Keitany, the second-fastest woman in marathon history behind Britain’s Paula Radcliffe, has the longest New York women’s win streak since Norway’s Grete Waitz took five in a row from 1982-1986.

Kenya’s Sally Kipyego was second in 2:28:01, 12 seconds ahead of American Molly Huddle, third in her marathon debut. Kenya’s Joyce Chepkirui, third in Boston this year, was fourth in 2:29:08.

Each champion over the 26.2-mile distance took home a top prize of Sh10mn ($100,000).

Ghebreslassie’s triumph came after fourth-place finishes at London and the Rio Olympics.

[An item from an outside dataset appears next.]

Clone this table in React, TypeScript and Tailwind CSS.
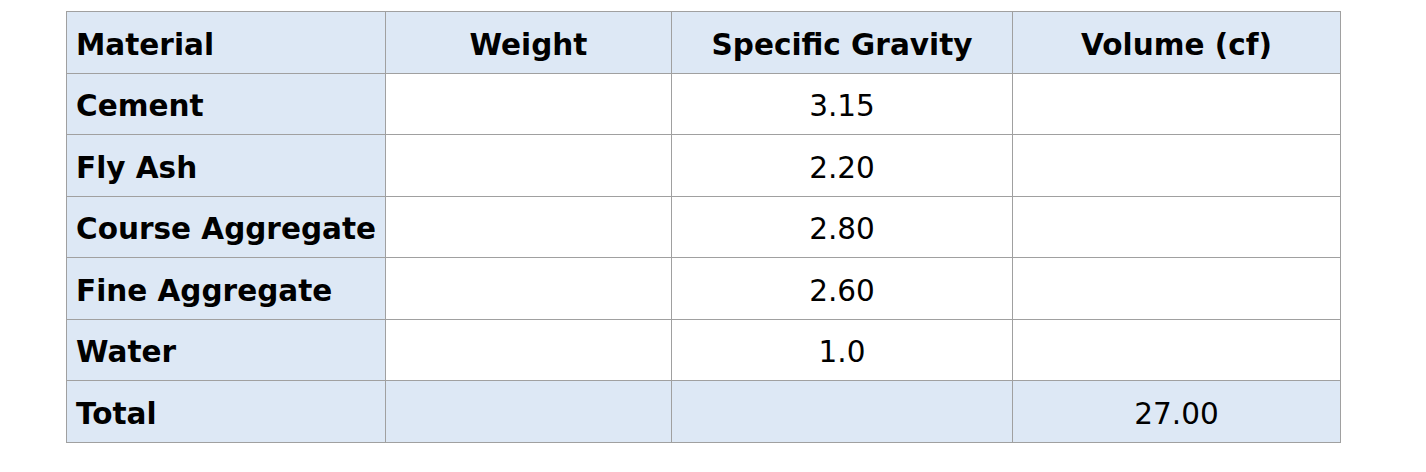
const rows = [
  { name: 'Cement', sg: '3.15' },
  { name: 'Fly Ash', sg: '2.20' },
  { name: 'Course Aggregate', sg: '2.80' },
  { name: 'Fine Aggregate', sg: '2.60' },
  { name: 'Water', sg: '1.0' },
];

export default function App() {
  const cell = 'border border-[#a0a0a0] h-[61.5px] p-0 pt-[6px]';
  return (
    <div className="w-[1426px] h-[472px] bg-white pt-[11px] pl-[66px]" style={{ fontFamily: "'DejaVu Sans', sans-serif" }}>
      <table className="border-collapse border border-[#a0a0a0] text-black text-[29.5px] leading-none">
        <colgroup>
          <col className="w-[319px]" />
          <col className="w-[286px]" />
          <col className="w-[341px]" />
          <col className="w-[328px]" />
        </colgroup>
        <thead>
          <tr className="bg-[#dde8f5] font-bold">
            <th className={`${cell} text-left pl-[9px]`}>Material</th>
            <th className={`${cell} text-center`}>Weight</th>
            <th className={`${cell} text-center`}>Specific Gravity</th>
            <th className={`${cell} text-center`}>Volume (cf)</th>
          </tr>
        </thead>
        <tbody>
          {rows.map((r) => (
            <tr key={r.name}>
              <td className={`${cell} bg-[#dde8f5] font-bold text-left pl-[9px]`}>{r.name}</td>
              <td className={cell}></td>
              <td className={`${cell} text-center`}>{r.sg}</td>
              <td className={cell}></td>
            </tr>
          ))}
          <tr className="bg-[#dde8f5]">
            <td className={`${cell} font-bold text-left pl-[9px]`}>Total</td>
            <td className={cell}></td>
            <td className={cell}></td>
            <td className={`${cell} text-center`}>27.00</td>
          </tr>
        </tbody>
      </table>
    </div>
  );
}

At the halfway mark, Ghebreslassie, Kenya’s Lucas Rotich and Ethiopian Lelisa Desisa, last year’s Boston Marathon champion, pulled away.

In the 20th mile, Ghebreslassie surged away from Rotich and Desisa, accelerating ahead to leave behind his last threats.

Ghirmay Ghebreslassie of Eritrea (C) poses with Lucas Rotich from Kenya and Abdi Abdirahman from the US after the New York City Marathon on November 6, 2016 © AFP / Timothy A. Clary

The Eritrean shared a high five with Rotich, running back down the course to greet him before the finish.

“I wanted to shake hands with him,” said Ghebreslassie.

Abdirahman was thrilled to make the podium after a previous best showing of sixth in New York.

“I was a believer anything could happen,” he said. “I did what I was supposed to do. I did what I could control. I was ready to run.”

– Biwott out early again –

Biwott, last year’s New York champion, was out before the halfway mark in another disappointment. He dropped halfway into the Rio Olympic marathon, saying he was given the wrong water bottle and that caused stomach issues.

With plenty of time to prepare for her Big Apple run after not being selected to compete at Rio, Keitany outclased the field.

In a pack of 14 after five miles, Keitany picked up the pace and by the 10-mile mark had trimmed the lead group to herself, Chepkirui and Ethiopia’s Aselefech Mergia.

By mile 12, Mergia was falling back and at 15 miles, Keitany had opened a 10-second lead. By mile 16, Chepkirui’s gap was 33 seconds back and growing as Keitany surged to the finish alone.

“I started to run my own race at 15 miles and started to follow my tactics and continue with my race,” she said.